**OBJECTIVE:**
Repeat the listing that follows, character for character, minus the pictures.

**MATERIAL:**
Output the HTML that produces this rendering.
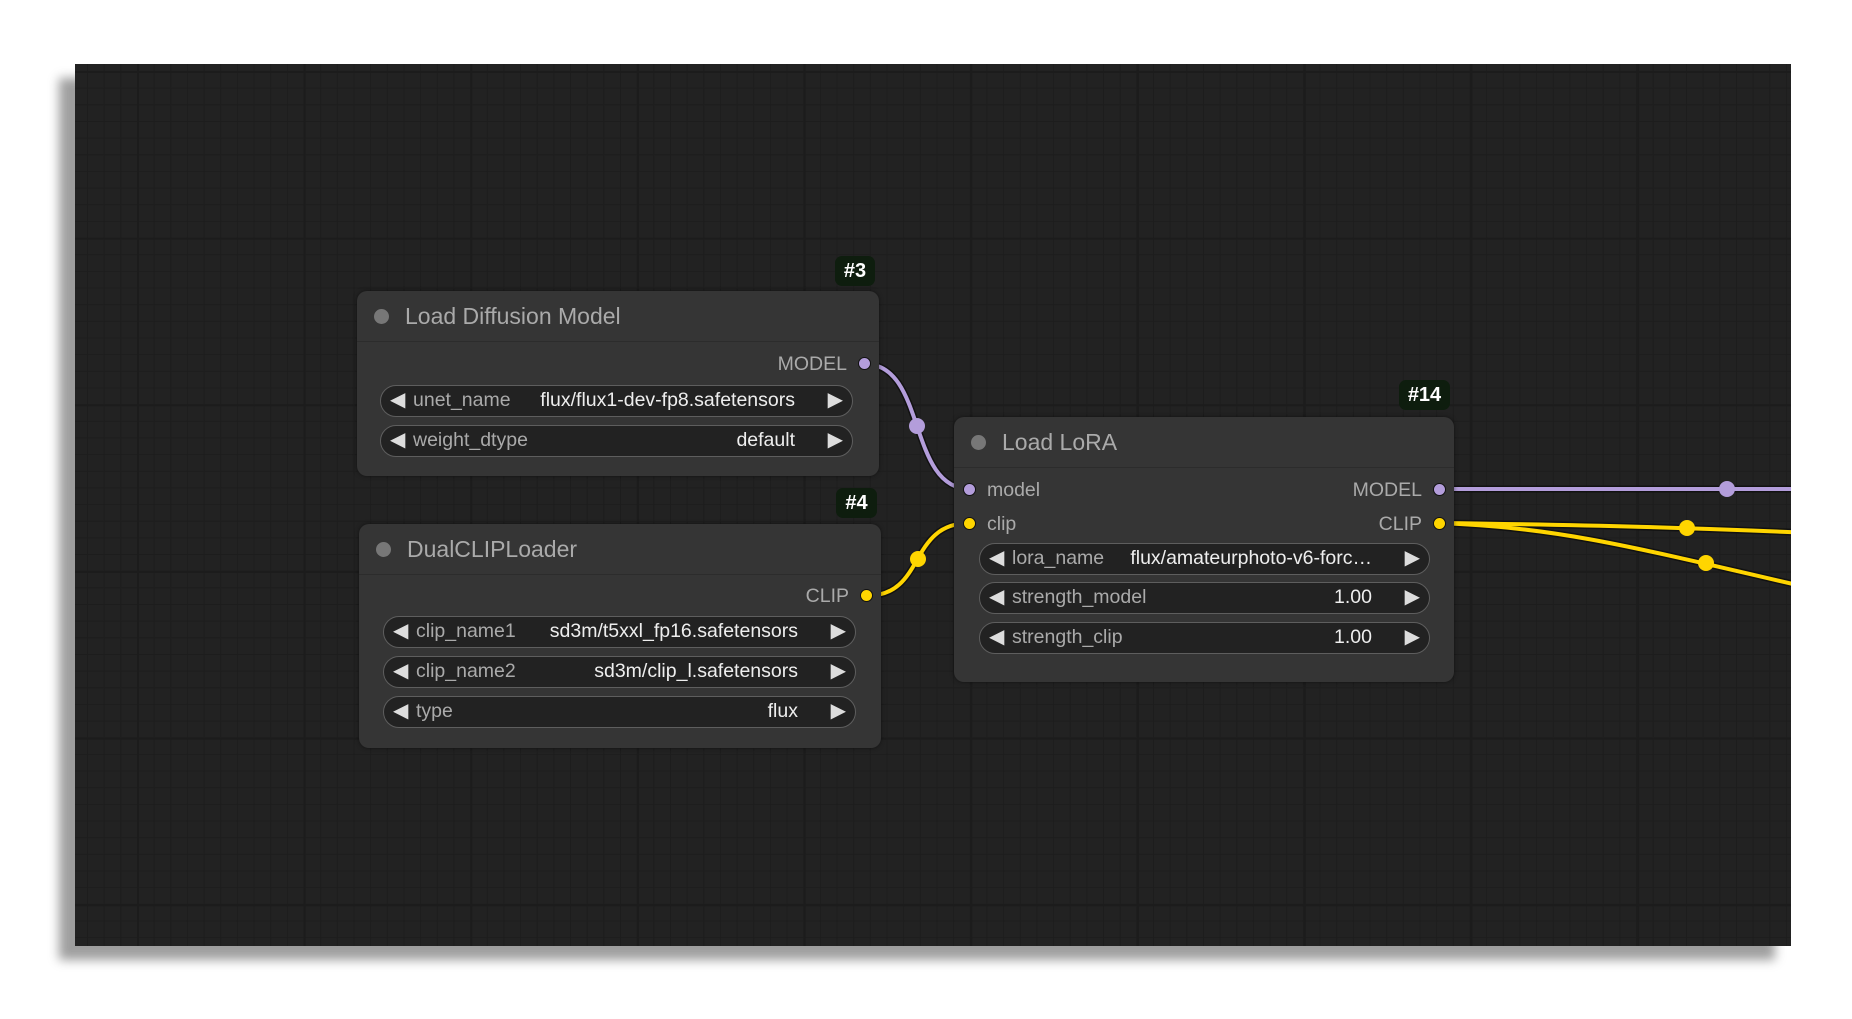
<!DOCTYPE html>
<html><head><meta charset="utf-8"><style>
*{margin:0;padding:0;box-sizing:border-box}
body{width:1852px;height:1019px;background:#fff;position:relative;overflow:hidden;font-family:"Liberation Sans",Arial,sans-serif}
#canvas{position:absolute;left:75px;top:64px;width:1725px;height:887px;background-color:#222;
background-image:linear-gradient(#1c1c1c 2px,transparent 2px),linear-gradient(90deg,#1c1c1c 2px,transparent 2px),linear-gradient(#1d1d1d 1px,transparent 1px),linear-gradient(90deg,#1d1d1d 1px,transparent 1px);
background-size:166.7px 166.7px,166.7px 166.7px,16.67px 16.67px,16.67px 16.67px;background-position:62px 7px,62px 7px,12px 7px,12px 7px;
box-shadow:-16px 14px 10px rgba(0,0,0,.38);overflow:hidden}
.node{position:absolute;background:#353535;border-radius:10px;box-shadow:0 0 4px rgba(0,0,0,.5)}
.title{height:51px;border-bottom:1px solid #2c2c2c;position:relative;color:#aaa;font-size:23px;line-height:51px}
.title .d{position:absolute;left:17px;top:18px;width:15px;height:15px;border-radius:50%;background:#777}
.title span{position:absolute;left:48px}
.badge{position:absolute;background:#0e1d0e;color:#fff;font-weight:bold;font-size:20px;border-radius:7px;text-align:center;line-height:30px;height:30px}
.w{position:absolute;height:32px;border:1.5px solid #5e5e5e;border-radius:16px;background:#222;font-size:19.5px;line-height:29px;color:#aaa}
.w .l{position:absolute;left:9px;color:#ddd;font-size:20px}
.w .r{position:absolute;right:9px;color:#ddd;font-size:20px}
.w .n{position:absolute;left:32px}
.w .v{position:absolute;right:57px;color:#eee}
.lab{position:absolute;font-size:19.5px;color:#aaa;line-height:20px}
.dot{position:absolute;width:13px;height:13px;border-radius:50%;border:1.5px solid #111}
.p{background:#b39ddb}.y{background:#ffd500}
svg{position:absolute;left:0;top:0}
</style></head><body>
<div id="canvas" style="width:1716px;height:882px"></div>
<svg width="1852" height="1019" viewBox="0 0 1852 1019">
<defs><clipPath id="c"><rect x="75" y="64" width="1716" height="882"/></clipPath></defs>
<g clip-path="url(#c)" fill="none" stroke-linecap="round">
<g stroke="#111" stroke-width="7">
<path d="M865 364 C927 364 907 489 970 489"/>
<path d="M866 596 C927 596 907 523 970 523"/>
<path d="M1439 489 L1810 489"/>
<path d="M1439 523 C1597 525 1697 528 1810 533"/>
<path d="M1439 523 C1557 528 1617 543 1810 588"/>
</g>
<g stroke="#b39ddb" stroke-width="4">
<path d="M865 364 C927 364 907 489 970 489"/>
<path d="M1439 489 L1810 489"/>
</g>
<g stroke="#ffd500" stroke-width="4">
<path d="M866 596 C927 596 907 523 970 523"/>
<path d="M1439 523 C1597 525 1697 528 1810 533"/>
<path d="M1439 523 C1557 528 1617 543 1810 588"/>
</g>
</g>
<circle cx="917" cy="426" r="8" fill="#b39ddb"/>
<circle cx="1727" cy="489" r="8" fill="#b39ddb"/>
<circle cx="918" cy="559" r="8" fill="#ffd500"/>
<circle cx="1687" cy="528" r="8" fill="#ffd500"/>
<circle cx="1706" cy="563" r="8" fill="#ffd500"/>
</svg>

<div class="badge" style="left:835px;top:256px;width:40px">#3</div>
<div class="node" style="left:357px;top:291px;width:522px;height:185px">
<div class="title"><div class="d"></div><span>Load Diffusion Model</span></div>
<div class="lab" style="right:32px;top:63px">MODEL</div>
<div class="dot p" style="right:8px;top:66px"></div>
<div class="w" style="left:23px;top:94px;width:473px"><span class="l">◀</span><span class="n">unet_name</span><span class="v">flux/flux1-dev-fp8.safetensors</span><span class="r">▶</span></div>
<div class="w" style="left:23px;top:134px;width:473px"><span class="l">◀</span><span class="n">weight_dtype</span><span class="v">default</span><span class="r">▶</span></div>
</div>

<div class="badge" style="left:836px;top:488px;width:41px">#4</div>
<div class="node" style="left:359px;top:524px;width:522px;height:224px">
<div class="title"><div class="d"></div><span>DualCLIPLoader</span></div>
<div class="lab" style="right:32px;top:62px">CLIP</div>
<div class="dot y" style="right:8px;top:65px"></div>
<div class="w" style="left:24px;top:92px;width:473px"><span class="l">◀</span><span class="n">clip_name1</span><span class="v">sd3m/t5xxl_fp16.safetensors</span><span class="r">▶</span></div>
<div class="w" style="left:24px;top:132px;width:473px"><span class="l">◀</span><span class="n">clip_name2</span><span class="v">sd3m/clip_l.safetensors</span><span class="r">▶</span></div>
<div class="w" style="left:24px;top:172px;width:473px"><span class="l">◀</span><span class="n">type</span><span class="v">flux</span><span class="r">▶</span></div>
</div>

<div class="badge" style="left:1399px;top:380px;width:51px">#14</div>
<div class="node" style="left:954px;top:417px;width:500px;height:265px">
<div class="title"><div class="d"></div><span>Load LoRA</span></div>
<div class="dot p" style="left:9px;top:66px"></div>
<div class="lab" style="left:33px;top:63px">model</div>
<div class="lab" style="right:32px;top:63px">MODEL</div>
<div class="dot p" style="right:8px;top:66px"></div>
<div class="dot y" style="left:9px;top:100px"></div>
<div class="lab" style="left:33px;top:97px">clip</div>
<div class="lab" style="right:32px;top:97px">CLIP</div>
<div class="dot y" style="right:8px;top:100px"></div>
<div class="w" style="left:25px;top:126px;width:451px"><span class="l">◀</span><span class="n">lora_name</span><span class="v">flux/amateurphoto-v6-forc…</span><span class="r">▶</span></div>
<div class="w" style="left:25px;top:165px;width:451px"><span class="l">◀</span><span class="n">strength_model</span><span class="v">1.00</span><span class="r">▶</span></div>
<div class="w" style="left:25px;top:205px;width:451px"><span class="l">◀</span><span class="n">strength_clip</span><span class="v">1.00</span><span class="r">▶</span></div>
</div>
</body></html>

**REPLY TO THE TASK:**
Output the HTML that produces this rendering.
<!DOCTYPE html>
<html><head><meta charset="utf-8"><style>
*{margin:0;padding:0;box-sizing:border-box}
body{width:1852px;height:1019px;background:#fff;position:relative;overflow:hidden;font-family:"Liberation Sans",Arial,sans-serif}
#canvas{position:absolute;left:75px;top:64px;width:1725px;height:887px;background-color:#222;
background-image:linear-gradient(#1c1c1c 2px,transparent 2px),linear-gradient(90deg,#1c1c1c 2px,transparent 2px),linear-gradient(#1d1d1d 1px,transparent 1px),linear-gradient(90deg,#1d1d1d 1px,transparent 1px);
background-size:166.7px 166.7px,166.7px 166.7px,16.67px 16.67px,16.67px 16.67px;background-position:62px 7px,62px 7px,12px 7px,12px 7px;
box-shadow:-16px 14px 10px rgba(0,0,0,.38);overflow:hidden}
.node{position:absolute;background:#353535;border-radius:10px;box-shadow:0 0 4px rgba(0,0,0,.5)}
.title{height:51px;border-bottom:1px solid #2c2c2c;position:relative;color:#aaa;font-size:23px;line-height:51px}
.title .d{position:absolute;left:17px;top:18px;width:15px;height:15px;border-radius:50%;background:#777}
.title span{position:absolute;left:48px}
.badge{position:absolute;background:#0e1d0e;color:#fff;font-weight:bold;font-size:20px;border-radius:7px;text-align:center;line-height:30px;height:30px}
.w{position:absolute;height:32px;border:1.5px solid #5e5e5e;border-radius:16px;background:#222;font-size:19.5px;line-height:29px;color:#aaa}
.w .l{position:absolute;left:9px;color:#ddd;font-size:20px}
.w .r{position:absolute;right:9px;color:#ddd;font-size:20px}
.w .n{position:absolute;left:32px}
.w .v{position:absolute;right:57px;color:#eee}
.lab{position:absolute;font-size:19.5px;color:#aaa;line-height:20px}
.dot{position:absolute;width:13px;height:13px;border-radius:50%;border:1.5px solid #111}
.p{background:#b39ddb}.y{background:#ffd500}
svg{position:absolute;left:0;top:0}
</style></head><body>
<div id="canvas" style="width:1716px;height:882px"></div>
<svg width="1852" height="1019" viewBox="0 0 1852 1019">
<defs><clipPath id="c"><rect x="75" y="64" width="1716" height="882"/></clipPath></defs>
<g clip-path="url(#c)" fill="none" stroke-linecap="round">
<g stroke="#111" stroke-width="7">
<path d="M865 364 C927 364 907 489 970 489"/>
<path d="M866 596 C927 596 907 523 970 523"/>
<path d="M1439 489 L1810 489"/>
<path d="M1439 523 C1597 525 1697 528 1810 533"/>
<path d="M1439 523 C1557 528 1617 543 1810 588"/>
</g>
<g stroke="#b39ddb" stroke-width="4">
<path d="M865 364 C927 364 907 489 970 489"/>
<path d="M1439 489 L1810 489"/>
</g>
<g stroke="#ffd500" stroke-width="4">
<path d="M866 596 C927 596 907 523 970 523"/>
<path d="M1439 523 C1597 525 1697 528 1810 533"/>
<path d="M1439 523 C1557 528 1617 543 1810 588"/>
</g>
</g>
<circle cx="917" cy="426" r="8" fill="#b39ddb"/>
<circle cx="1727" cy="489" r="8" fill="#b39ddb"/>
<circle cx="918" cy="559" r="8" fill="#ffd500"/>
<circle cx="1687" cy="528" r="8" fill="#ffd500"/>
<circle cx="1706" cy="563" r="8" fill="#ffd500"/>
</svg>

<div class="badge" style="left:835px;top:256px;width:40px">#3</div>
<div class="node" style="left:357px;top:291px;width:522px;height:185px">
<div class="title"><div class="d"></div><span>Load Diffusion Model</span></div>
<div class="lab" style="right:32px;top:63px">MODEL</div>
<div class="dot p" style="right:8px;top:66px"></div>
<div class="w" style="left:23px;top:94px;width:473px"><span class="l">◀</span><span class="n">unet_name</span><span class="v">flux/flux1-dev-fp8.safetensors</span><span class="r">▶</span></div>
<div class="w" style="left:23px;top:134px;width:473px"><span class="l">◀</span><span class="n">weight_dtype</span><span class="v">default</span><span class="r">▶</span></div>
</div>

<div class="badge" style="left:836px;top:488px;width:41px">#4</div>
<div class="node" style="left:359px;top:524px;width:522px;height:224px">
<div class="title"><div class="d"></div><span>DualCLIPLoader</span></div>
<div class="lab" style="right:32px;top:62px">CLIP</div>
<div class="dot y" style="right:8px;top:65px"></div>
<div class="w" style="left:24px;top:92px;width:473px"><span class="l">◀</span><span class="n">clip_name1</span><span class="v">sd3m/t5xxl_fp16.safetensors</span><span class="r">▶</span></div>
<div class="w" style="left:24px;top:132px;width:473px"><span class="l">◀</span><span class="n">clip_name2</span><span class="v">sd3m/clip_l.safetensors</span><span class="r">▶</span></div>
<div class="w" style="left:24px;top:172px;width:473px"><span class="l">◀</span><span class="n">type</span><span class="v">flux</span><span class="r">▶</span></div>
</div>

<div class="badge" style="left:1399px;top:380px;width:51px">#14</div>
<div class="node" style="left:954px;top:417px;width:500px;height:265px">
<div class="title"><div class="d"></div><span>Load LoRA</span></div>
<div class="dot p" style="left:9px;top:66px"></div>
<div class="lab" style="left:33px;top:63px">model</div>
<div class="lab" style="right:32px;top:63px">MODEL</div>
<div class="dot p" style="right:8px;top:66px"></div>
<div class="dot y" style="left:9px;top:100px"></div>
<div class="lab" style="left:33px;top:97px">clip</div>
<div class="lab" style="right:32px;top:97px">CLIP</div>
<div class="dot y" style="right:8px;top:100px"></div>
<div class="w" style="left:25px;top:126px;width:451px"><span class="l">◀</span><span class="n">lora_name</span><span class="v">flux/amateurphoto-v6-forc…</span><span class="r">▶</span></div>
<div class="w" style="left:25px;top:165px;width:451px"><span class="l">◀</span><span class="n">strength_model</span><span class="v">1.00</span><span class="r">▶</span></div>
<div class="w" style="left:25px;top:205px;width:451px"><span class="l">◀</span><span class="n">strength_clip</span><span class="v">1.00</span><span class="r">▶</span></div>
</div>
</body></html>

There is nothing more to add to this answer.